Petitioners claim that under this subsection of the charter the board of supervisors is confined to the enactment of ordinances which have for their object and purpose the "improvement and beautification" of public streets, parks, buildings, and other public properties, and that it is without authority or jurisdiction to legislate regarding private property. In other words, petitioners claim that the board of supervisors has no power whatever to enact a zoning ordinance, as such an ordinance affects private property only. We see nothing in this subsection of the charter which would warrant our holding that the board of supervisors is so limited. But even if this provision contains the limitation upon the powers of the board of supervisors as contended for by petitioners, there are other provisions of the charter which by their terms confer upon the board of supervisors of said city and county all the police power invested in said municipality by the constitution of the state, and it is by virtue of the police power possessed by municipalities that they are authorized to enact zoning ordinances ( Miller v. Board of Public Works, supra).

This disposes of the questions of law made by the pleadings and the result of our decision of them is that in the enactment of Ordinance No. 7519 (New Series) the board of supervisors complied with all legal requirements applicable to said board in the enactment of said ordinance and, therefore, that said ordinance furnished a sufficient and legal justification for the denial by the Board of Public Works of petitioners' application for a permit, provided said ordinance is otherwise legal and valid.

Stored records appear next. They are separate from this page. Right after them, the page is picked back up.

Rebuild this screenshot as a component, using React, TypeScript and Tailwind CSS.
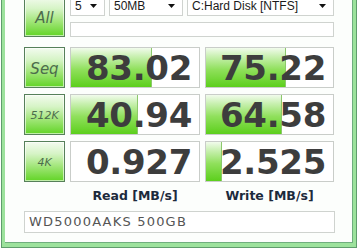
import React from "react";

// CrystalDiskMark style result window

type Row = {
  label: string;
  small?: boolean;
  read: string;
  write: string;
  readFill: number;
  writeFill: number;
};

const rows: Row[] = [
  {label: "Seq", read: "83.02", write: "75.22", readFill: 81, writeFill: 80},
  {label: "512K", small: true, read: "40.94", write: "64.58", readFill: 67, writeFill: 76},
  {label: "4K", small: true, read: "0.927", write: "2.525", readFill: 0, writeFill: 16},
];

function GreenButton({label, small}: {label: string; small?: boolean}) {
  return (
    <div className="w-[41px] h-[41px] shrink-0 border border-[#56805a] bg-[linear-gradient(to_bottom,#f3fbef_0%,#d6f4c6_30%,#a2e67a_62%,#62d426_100%)] shadow-[inset_0_0_0_1px_rgba(255,255,255,0.6)] flex items-center justify-center">
      <span
        className={
          small
            ? "italic text-[11px] text-[#4c6c4c] font-['DejaVu_Sans',sans-serif] pt-[4px]"
            : "italic text-[15px] text-[#4c6c4c] font-['DejaVu_Sans',sans-serif] pt-[4px]"
        }
      >
        {label}
      </span>
    </div>
  );
}

function ValueBox({value, fill, width}: {value: string; fill: number; width: string}) {
  return (
    <div className={`${width} h-[41px] border border-[#c9cdc9] bg-white flex`}>
      <div className="relative flex-1 flex items-center justify-end pr-[7px]">
        {fill > 0 && (
          <div
            className="absolute left-0 top-0 bottom-0 border-r border-[#8cc86c] bg-[linear-gradient(to_bottom,#f1fbec_0%,#c8f0b0_22%,#90e05c_55%,#5ccf1c_100%)]"
            style={{width: fill}}
          />
        )}
        <span className="relative text-[34px] leading-none font-bold text-[#3d3d3d] font-['DejaVu_Sans',sans-serif] tracking-[-0.3px]">
          {value}
        </span>
      </div>
    </div>
  );
}

function Dropdown({text, width}: {text: string; width: string}) {
  return (
    <div className={`${width} h-[20px] border border-[#cfd3cf] bg-white flex items-center justify-between pl-[4px] pr-[7px]`}>
      <span className="text-[12px] text-[#1a1a1a] font-['Liberation_Sans',sans-serif]">{text}</span>
      <svg width="7" height="4" viewBox="0 0 7 4">
        <path d="M0 0h7L3.5 4z" fill="#111" />
      </svg>
    </div>
  );
}

export default function App() {
  return (
    <div className="w-[359px] h-[250px] bg-white overflow-hidden pl-[1px]">
      <div className="w-[356px] h-[248px] border-l border-r border-b border-[#5f9c6c]">
        <div className="h-full border-l-[3px] border-r-[3px] border-b-[4px] border-[#9ce29c]">
          <div className="h-full border-r border-b border-[#6fae7e] bg-[#fcfefc] pl-[19px] overflow-hidden">
            {/* top: All button, dropdowns, comment bar */}
            <div className="flex gap-[5px] mt-[-4px]">
              <GreenButton label="All" />
              <div className="flex flex-col gap-[6px]">
                <div className="flex gap-[4px]">
                  <Dropdown text="5" width="w-[35px]" />
                  <Dropdown text="50MB" width="w-[74px]" />
                  <Dropdown text="C:Hard Disk [NTFS]" width="w-[147px]" />
                </div>
                <div className="w-[264px] h-[15px] border border-[#cfd3cf] bg-white" />
              </div>
            </div>

            {/* results */}
            <div className="flex flex-col gap-[6px] mt-[10px]">
              {rows.map((r) => (
                <div key={r.label} className="flex gap-[5px]">
                  <GreenButton label={r.label} small={r.small} />
                  <ValueBox value={r.read} fill={r.readFill} width="w-[130px]" />
                  <ValueBox value={r.write} fill={r.writeFill} width="w-[129px]" />
                </div>
              ))}
            </div>

            {/* column labels */}
            <div className="flex gap-[5px] h-[29px] items-center pl-[46px]">
              <div className="w-[130px] text-center text-[12.5px] font-bold text-[#1c2a3c] font-['DejaVu_Sans',sans-serif]">
                Read [MB/s]
              </div>
              <div className="w-[129px] text-center text-[12.5px] font-bold text-[#1c2a3c] font-['DejaVu_Sans',sans-serif]">
                Write [MB/s]
              </div>
            </div>

            {/* drive name */}
            <div className="w-[311px] h-[22px] border border-[#cfd3cf] bg-white flex items-center pl-[4px]">
              <span className="text-[13px] tracking-[1.2px] text-[#555] font-['DejaVu_Sans',sans-serif]">
                WD5000AAKS 500GB
              </span>
            </div>
          </div>
        </div>
      </div>
    </div>
  );
}
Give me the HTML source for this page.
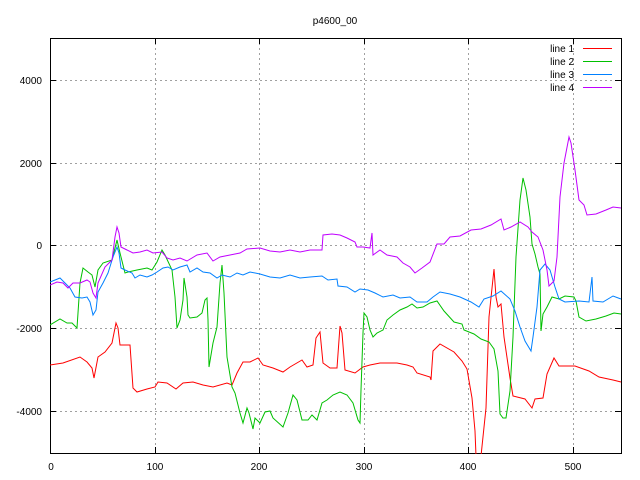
<!DOCTYPE html>
<html><head><meta charset="utf-8"><style>
html,body{margin:0;padding:0;background:#fff;}
svg{display:block}
text{font-family:"Liberation Sans",sans-serif;font-size:10px;fill:#000}
</style></head><body>
<svg width="640" height="480" viewBox="0 0 640 480" xmlns="http://www.w3.org/2000/svg">
<rect width="640" height="480" fill="#fff"/>
<g stroke="#a0a0a0" stroke-width="1" stroke-dasharray="2,3" fill="none">
<line x1="50" y1="80.5" x2="621" y2="80.5"/>
<line x1="50" y1="163.5" x2="621" y2="163.5"/>
<line x1="50" y1="245.5" x2="621" y2="245.5"/>
<line x1="50" y1="328.5" x2="621" y2="328.5"/>
<line x1="50" y1="411.5" x2="621" y2="411.5"/>
<line x1="155.5" y1="38" x2="155.5" y2="453"/>
<line x1="259.5" y1="38" x2="259.5" y2="453"/>
<line x1="364.5" y1="38" x2="364.5" y2="453"/>
<line x1="468.5" y1="38" x2="468.5" y2="453"/>
<line x1="573.5" y1="38" x2="573.5" y2="453"/>
</g>
<g stroke="#000" stroke-width="1" fill="none">
<rect x="50.5" y="38.5" width="571" height="415"/>
<path d="M50 80.5h6M50 163.5h6M50 245.5h6M50 328.5h6M50 411.5h6M621 80.5h-6M621 163.5h-6M621 245.5h-6M621 328.5h-6M621 411.5h-6M155.5 453v-6M259.5 453v-6M364.5 453v-6M468.5 453v-6M573.5 453v-6M155.5 38v6M259.5 38v6M364.5 38v6M468.5 38v6M573.5 38v6"/>
</g>
<text x="335" y="24" text-anchor="middle">p4600_00</text>
<g text-anchor="end">
<text x="42" y="84">4000</text>
<text x="42" y="167">2000</text>
<text x="42" y="249">0</text>
<text x="42" y="332">-2000</text>
<text x="42" y="415">-4000</text>
</g>
<g text-anchor="middle">
<text x="51" y="470">0</text>
<text x="155" y="470">100</text>
<text x="259" y="470">200</text>
<text x="364" y="470">300</text>
<text x="468" y="470">400</text>
<text x="573" y="470">500</text>
</g>
<g text-anchor="end">
<text x="574" y="52">line 1</text>
<text x="574" y="65">line 2</text>
<text x="574" y="78">line 3</text>
<text x="574" y="91">line 4</text>
</g>
<path d="M583 48.5h29" stroke="#ff0000"/>
<path d="M583 61.5h29" stroke="#00c000"/>
<path d="M583 74.5h29" stroke="#0080ff"/>
<path d="M583 87.5h29" stroke="#c000ff"/>
<svg x="50" y="38" width="572" height="416" viewBox="50 38 572 416" overflow="hidden">
<g fill="none" stroke-width="1" stroke-linejoin="miter">
<polyline stroke="#ff0000" points="50,365 63,363 80,357 87,362 92,368 94,378 98,357 105,352 112,343 116,323 118,328 120,345 130,345 133,388 137,392 147,389 155,387 158,382 167,383 176,389 183,383 193,382 203,385 213,387 227,383 232,385 237,373 243,362 250,362 258,358 263,365 273,368 283,372 290,367 302,360 307,367 313,365 316,338 320,332 323,363 330,368 337,368 340,326 342,333 345,370 355,373 363,367 370,365 380,363 397,363 407,365 413,367 417,373 430,377 431,380 433,351 440,344 454,352 462,361 467,369 472,398 475,431 476,456 481,456 486,408 489,317 494,269 496,297 498,307 501,304 504,337 510,378 513,396 525,399 532,408 535,399 543,398 547,374 554,358 559,366 575,366 589,371 599,377 613,380 621,382"/>
<polyline stroke="#00c000" points="50,325 60,319 67,323 72,323 77,328 80,283 83,268 88,272 92,275 95,287 98,270 103,263 112,260 117,240 120,253 125,273 128,272 137,270 147,268 152,270 157,262 162,250 165,255 172,270 175,297 177,328 180,320 183,300 184,278 187,297 188,315 190,318 197,317 202,313 205,300 207,298 208,320 209,367 213,343 217,327 220,283 222,265 224,293 227,357 232,387 235,393 240,413 243,423 247,408 249,413 253,429 255,418 260,423 265,412 270,411 273,418 283,427 288,413 293,395 297,400 302,420 308,420 312,415 317,420 322,403 327,400 333,395 340,392 347,395 353,403 358,420 360,423 361,390 363,333 364,313 367,317 370,330 373,337 377,333 383,330 387,320 393,315 400,310 407,307 412,304 417,308 423,307 430,303 437,301 444,311 454,322 462,324 464,330 474,334 481,339 489,342 494,349 498,371 500,414 503,418 506,418 510,391 513,337 516,257 520,200 523,178 526,190 530,217 532,244 535,254 538,267 540,274 541,331 543,314 547,307 552,297 559,299 565,296 574,297 576,301 579,317 586,321 596,319 606,316 614,313 621,314"/>
<polyline stroke="#0080ff" points="50,282 60,278 65,283 70,288 75,297 82,298 87,297 90,302 93,315 96,310 98,292 103,283 108,273 113,257 117,247 119,253 121,268 125,270 132,273 135,278 140,275 147,277 152,275 157,272 163,268 168,267 173,270 180,267 187,265 190,272 197,268 203,272 210,273 217,278 222,275 230,277 237,273 243,275 250,272 260,274 270,277 280,278 290,275 300,278 310,277 322,276 328,280 337,279 338,286 347,287 355,292 360,289 368,290 375,293 383,297 393,295 400,298 410,297 417,302 427,302 433,297 440,292 450,294 460,297 471,302 479,307 484,299 493,296 501,291 510,299 515,311 520,327 525,341 531,351 533,337 537,307 540,270 545,264 550,270 555,287 559,299 565,302 579,301 589,302 592,277 593,301 603,302 613,296 621,299"/>
<polyline stroke="#c000ff" points="50,285 57,282 63,283 68,288 73,283 80,283 87,280 90,282 93,293 96,298 98,283 105,267 112,260 115,237 117,227 119,233 121,247 127,250 133,253 140,252 147,250 153,253 162,252 167,258 173,260 180,258 187,261 197,255 207,253 213,261 220,257 230,255 240,253 247,249 260,248 270,251 280,252 290,250 300,252 310,250 322,250 323,235 332,234 340,235 347,238 355,242 357,247 363,247 370,248 372,233 373,255 380,250 387,255 397,257 403,263 410,267 415,273 422,268 430,262 437,244 444,244 450,237 460,236 471,230 481,229 491,225 501,219 504,230 511,227 520,222 528,227 532,232 538,237 543,250 547,270 549,286 554,281 557,257 560,197 564,163 569,137 571,143 575,170 579,200 584,205 587,215 596,214 606,210 613,207 621,208"/>
</g>
</svg>
</svg>
</body></html>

[6] Petitioners are also contending that said Ordinance No. 7519 (New Series) is invalid for the reason that its provisions are unreasonable, oppressive and otherwise legally objectionable. The allegations of their petition and the amendment thereto setting forth the grounds upon which the petitioners base this last-mentioned contention are denied by the answer filed by the respondents. From the nature of the issues thus made and from statements of counsel at the hearing of this proceeding, it will be necessary before the validity of said ordinance can be finally determined to have the issues of fact settled either by a referee or some competent court. Petitioners have advanced no sufficient reason why this court should assume jurisdiction of the proceedings to determine and settle in the first instance the facts involved in this controversy. The matter is now before us simply upon an order to show cause why the alternative writ of mandate prayed for by petitioners should not issue. It has never been the policy of this court to encourage the institution of proceedings herein, particularly where there is a dispute as to the facts involved, when such proceedings could as well have been instituted in the first instance in the superior court of the county where the controversy arose. No good reason appears to us why we should depart from this policy in the present proceeding. The motion of petitioners to file an amended petition, therefore, is hereby denied and the order to show cause dismissed.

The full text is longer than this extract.